In various embodiments, the solid rocket motor propellant grain arrangement further comprises a power electronics and control in electronic communication with the integrated rocket motor aging sensor.

In various embodiments, the propellant grain is a solid mass with an exposed inner surface area defining a perforation volume in the interior of the propellant grain.

In various embodiments, the case is manufactured of a metal.

A method for manufacturing a solid rocket motor propellant grain arrangement is disclosed, comprising disposing an integrated rocket motor aging sensor to surround an outer surface of a propellant grain, and disposing a case to surround the integrated rocket motor aging sensor.
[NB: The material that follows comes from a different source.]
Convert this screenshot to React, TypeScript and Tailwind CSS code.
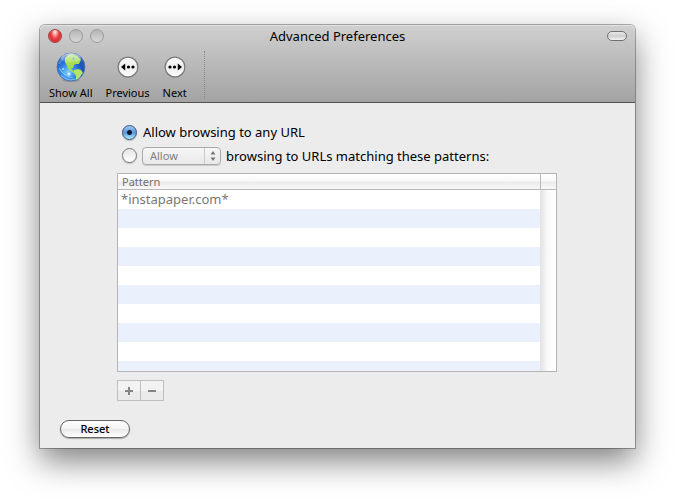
import { useState } from "react";

const PATTERNS = ["*instapaper.com*", "", "", "", "", "", "", "", "", ""];

function GlobeIcon() {
  return (
    <svg width="30" height="30" viewBox="0 0 30 30" aria-hidden="true">
      <defs>
        <radialGradient id="ocean" cx="0.4" cy="0.68" r="0.65">
          <stop offset="0" stopColor="#7fd3ff" />
          <stop offset="0.4" stopColor="#358ae8" />
          <stop offset="0.8" stopColor="#1d50bd" />
          <stop offset="1" stopColor="#2a5fb4" />
        </radialGradient>
        <linearGradient id="gloss" x1="0" y1="0" x2="0" y2="1">
          <stop offset="0" stopColor="#fff" stopOpacity="0.7" />
          <stop offset="1" stopColor="#fff" stopOpacity="0.1" />
        </linearGradient>
        <clipPath id="disc">
          <circle cx="15" cy="15" r="14" />
        </clipPath>
      </defs>
      <ellipse cx="15" cy="28" rx="9" ry="2" fill="#555" opacity="0.3" />
      <circle cx="15" cy="15" r="14" fill="url(#ocean)" stroke="#4a74ad" strokeWidth="0.8" />
      <g clipPath="url(#disc)">
        <path
          d="M9 6l3-3 4-1 5 2 4 4-2 4-3 0-2 1-1 3-2 0 1 2 3 2-1 1-5-3-2-4-2-4z"
          fill="#a5dc52"
        />
        <path d="M18 18l4-1 3 1 2 3-2 2-2 3-3 2 0-4-2-3z" fill="#b5e35f" />
        <path d="M2 12l3-6 3-2-1 4-3 4z" fill="#5c9fd8" opacity="0.7" />
        <path d="M17 5l2 1-1 2-2-1z" fill="#5f9fd4" />
        <path d="M3 16q6 9 14 10" stroke="#c4ecff" strokeWidth="1.2" fill="none" opacity="0.5" />
        <circle cx="13" cy="22" r="1.6" fill="#e8f9ff" opacity="0.9" />
        <circle cx="7" cy="17" r="1" fill="#d9f3ff" opacity="0.8" />
        <ellipse cx="15" cy="6" rx="10" ry="5" fill="url(#gloss)" />
      </g>
      <path d="M5 23.5q10 9 20 0" stroke="#b5eeff" strokeWidth="1" fill="none" opacity="0.6" />
    </svg>
  );
}

function StepIcon({ id, forward = false }: { id: string; forward?: boolean }) {
  return (
    <svg width="22" height="22" viewBox="0 0 22 22" aria-hidden="true">
      <defs>
        <linearGradient id={id} x1="0" y1="0" x2="0" y2="1">
          <stop offset="0" stopColor="#fff" />
          <stop offset="0.5" stopColor="#ececec" />
          <stop offset="1" stopColor="#fff" />
        </linearGradient>
      </defs>
      <circle cx="11" cy="12" r="10" fill="#666" opacity="0.35" />
      <circle cx="11" cy="11" r="9.9" fill={`url(#${id})`} stroke="#7a7a7a" strokeWidth="1.3" />
      <g transform={forward ? "matrix(-1 0 0 1 22 0)" : undefined} fill="#000">
        <path d="M4 11L8.2 7.6V14.4z" />
        <circle cx="11.5" cy="11" r="1.6" />
        <circle cx="16" cy="11" r="1.6" />
      </g>
    </svg>
  );
}

interface ToolbarButtonProps {
  icon: React.ReactNode;
  label: string;
}

function ToolbarButton({ icon, label }: ToolbarButtonProps) {
  return (
    <button type="button" className="flex flex-col items-center gap-0.5 text-[11px] leading-4">
      <span className="flex h-8 items-center">{icon}</span>
      <span>{label}</span>
    </button>
  );
}

const radioClass =
  "size-[15px] shrink-0 appearance-none rounded-full border border-[#777] bg-linear-to-b from-[#e6e6e6] to-white shadow-[0_1px_1px_#bbb] checked:border-[#31527f] checked:bg-[radial-gradient(circle_at_50%_50%,#0c1a30_0_2px,transparent_3px),linear-gradient(#a9c8ee,#5795dc_50%,#b2ecff)]";

export default function App() {
  const [mode, setMode] = useState("any");

  return (
    <div className="bg-white px-10 pt-[25px] pb-[54px] font-['Noto_Sans','Open_Sans',sans-serif] text-black">
      <main className="rounded-t-[5px] bg-[#ececec] shadow-[0_0_0_1px_#0000004d,0_13px_32px_#00000080]">
        <header className="rounded-t-[5px] border-b border-[#515151] bg-linear-to-b from-[#d0d0d0] to-[#a3a3a3] shadow-[inset_0_1px_0_#e2e2e2]">
          <div className="grid h-[22px] grid-cols-[1fr_auto_1fr] items-center px-2">
            <div className="flex gap-[7px]">
              <button
                type="button"
                aria-label="Close"
                className="size-[14px] rounded-full border border-[#a43b3b] bg-[radial-gradient(ellipse_at_50%_15%,#ffd5d3_0_10%,#e9484b_45%,#d92f35_65%,#ff9c94)]"
              />
              <button
                type="button"
                aria-label="Minimize"
                className="size-[14px] rounded-full border border-[#9b9b9b] bg-linear-to-b from-[#b5b5b5] to-[#d8d8d8]"
              />
              <button
                type="button"
                aria-label="Zoom"
                className="size-[14px] rounded-full border border-[#9b9b9b] bg-linear-to-b from-[#b5b5b5] to-[#d8d8d8]"
              />
            </div>
            <h1 className="text-[13px] leading-5">Advanced Preferences</h1>
            <button
              type="button"
              aria-label="Toggle toolbar"
              className="h-[10px] w-5 justify-self-end rounded-full border border-[#707070] bg-linear-to-b from-[#e8e8e8] via-[#cfcfcf] to-[#f4f4f4]"
            />
          </div>
          <nav className="flex h-[55px] items-start gap-[13px] px-[9px] pt-1">
            <ToolbarButton icon={<GlobeIcon />} label="Show All" />
            <ToolbarButton icon={<StepIcon id="prev-face" />} label="Previous" />
            <ToolbarButton icon={<StepIcon id="next-face" forward />} label="Next" />
            <div className="ml-1 h-12 border-l border-dotted border-[#888]" />
          </nav>
        </header>

        <div className="pt-[17px] pr-[78px] pl-[77px]">
          <div className="flex h-6 items-center gap-[6px] pl-[5px]">
            <input
              id="any-url"
              type="radio"
              name="mode"
              checked={mode === "any"}
              onChange={() => setMode("any")}
              className={radioClass}
            />
            <label htmlFor="any-url" className="text-[13px] leading-5">
              Allow browsing to any URL
            </label>
          </div>
          <div className="flex h-[23px] items-center gap-[5px] pl-[5px]">
            <input
              id="matching"
              type="radio"
              name="mode"
              checked={mode === "matching"}
              onChange={() => setMode("matching")}
              className={radioClass}
            />
            <div className="relative h-[18px] w-[79px]">
              <select
                aria-label="Action"
                disabled={mode === "any"}
                className="block h-full w-full appearance-none rounded-[4px] border border-[#aaa] bg-linear-to-b from-[#f6f6f6] to-[#e9e9e9] pl-[7px] text-[11px] leading-4 text-[#808080] opacity-100 shadow-[0_1px_0_#ccc]"
              >
                <option>Allow</option>
                <option>Deny</option>
              </select>
              <span className="pointer-events-none absolute inset-y-px right-px flex w-4 items-center justify-center border-l border-[#ccc]">
                <svg width="6" height="10" viewBox="0 0 6 10" fill="#777" aria-hidden="true">
                  <path d="M3 0l2.5 3.5h-5zM3 10l2.5-3.5h-5z" />
                </svg>
              </span>
            </div>
            <label htmlFor="matching" className="text-[13px] leading-5">
              browsing to URLs matching these patterns:
            </label>
          </div>

          <div className="mt-[6px] border border-[#b4b4b4] bg-white">
            <table className="w-full table-fixed border-separate border-spacing-0">
              <thead>
                <tr className="h-4 bg-[linear-gradient(#fff,#f8f8f8_45%,#eaeaea_50%,#fbfbfb)]">
                  <th
                    scope="col"
                    className="border-b border-[#b9b9b9] p-0 pl-1 text-left text-[11px] leading-[15px] font-normal text-[#6f6f6f]"
                  >
                    Pattern
                  </th>
                  <td className="w-4 border-b border-l border-[#b9b9b9] p-0" />
                </tr>
              </thead>
              <tbody>
                {PATTERNS.map((pattern, i) => (
                  <tr key={i} className="h-[19px] last:h-[10px] even:bg-[#eaf1fd]">
                    <td className="p-0 pl-[3px] text-[13px] leading-[19px] text-[#777]">{pattern}</td>
                    {i === 0 && (
                      <td
                        rowSpan={PATTERNS.length}
                        className="bg-linear-to-r from-[#e2e2e2] via-[#fafafa] to-white p-0"
                      />
                    )}
                  </tr>
                ))}
              </tbody>
            </table>
          </div>

          <div className="mt-2 flex">
            <button
              type="button"
              aria-label="Add pattern"
              className="flex h-[21px] w-6 items-center justify-center border border-[#bfbfbf] bg-[linear-gradient(#f3f3f3_50%,#ebebeb_50%)]"
            >
              <svg width="8" height="8" viewBox="0 0 8 8" fill="#858585" aria-hidden="true">
                <path d="M3 0h2v3h3v2H5v3H3V5H0V3h3z" />
              </svg>
            </button>
            <button
              type="button"
              aria-label="Remove pattern"
              className="flex h-[21px] w-[23px] items-center justify-center border border-l-0 border-[#bfbfbf] bg-[linear-gradient(#f3f3f3_50%,#ebebeb_50%)]"
            >
              <svg width="8" height="8" viewBox="0 0 8 8" fill="#858585" aria-hidden="true">
                <path d="M0 3h8v2H0z" />
              </svg>
            </button>
          </div>
        </div>

        <footer className="px-5 pt-[19px] pb-[10px]">
          <button
            type="button"
            className="block h-[18px] w-[70px] rounded-full border border-[#666] bg-[linear-gradient(#fff,#f3f3f3_50%,#e8e8e8_50%,#fff)] text-[11px] leading-4 font-medium shadow-[0_1px_1px_#aaa]"
          >
            Reset
          </button>
        </footer>
      </main>
    </div>
  );
}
In various embodiments, the method further comprises bonding an inner surface of the integrated rocket motor aging sensor to the propellant grain, and bonding an outer surface of the integrated rocket motor aging sensor to the case, wherein the integrated rocket motor aging sensor comprises a resistive screen matrix (RSM).

In various embodiments, the method further comprises disposing a liner to surround the outer surface of the propellant grain, bonding an inner surface of the integrated rocket motor aging sensor to the liner, and bonding an outer surface of the integrated rocket motor aging sensor to the case.

The foregoing features and elements may be combined in various combinations without exclusivity, unless expressly indicated otherwise. These features and elements as well as the operation thereof will become more apparent in light of the following description and the accompanying drawings. It should be understood, however, the following description and drawings are intended to be exemplary in nature and non-limiting.

BRIEF DESCRIPTION OF THE DRAWINGS

The subject matter of the present disclosure is particularly pointed out and distinctly claimed in the concluding portion of the specification. A more complete understanding of the present disclosure, however, may best be obtained by referring to the detailed description and claims when considered in connection with the drawing figures.

FIG. 1 illustrates a cross section view of a solid rocket motor comprising a propellant grain having a perforation, in accordance with various embodiments;

FIG. 2 schematically illustrates a resistive screen matrix, in accordance with various embodiments;

FIG. 3A and FIG. 3B illustrate a section view of a solid rocket motor propellant grain arrangement, in accordance with various embodiments;

FIG. 4A illustrates an integrated rocket motor aging sensor disposed between a propellant grain and a case, in accordance with various embodiments;

FIG. 4B illustrates an integrated rocket motor aging sensor disposed between a liner for a propellant grain and a case, in accordance with various embodiments;

FIG. 5 illustrates a method for non-destructively determining a health of a solid rocket motor propellant grain, in accordance with various embodiments; and

FIG. 6 illustrates a method for manufacturing a solid rocket motor propellant grain arrangement, in accordance with various embodiments.

DETAILED DESCRIPTION

The detailed description of various embodiments herein makes reference to the accompanying drawings, which show various embodiments by way of illustration. While these various embodiments are described in sufficient detail to enable those skilled in the art to practice the disclosure, it should be understood that other embodiments may be realized and that logical, chemical, and mechanical changes may be made without departing from the scope of the disclosure. Thus, the detailed description herein is presented for purposes of illustration only and not of limitation. For example, the steps recited in any of the method or process descriptions may be executed in any order and are not necessarily limited to the order presented.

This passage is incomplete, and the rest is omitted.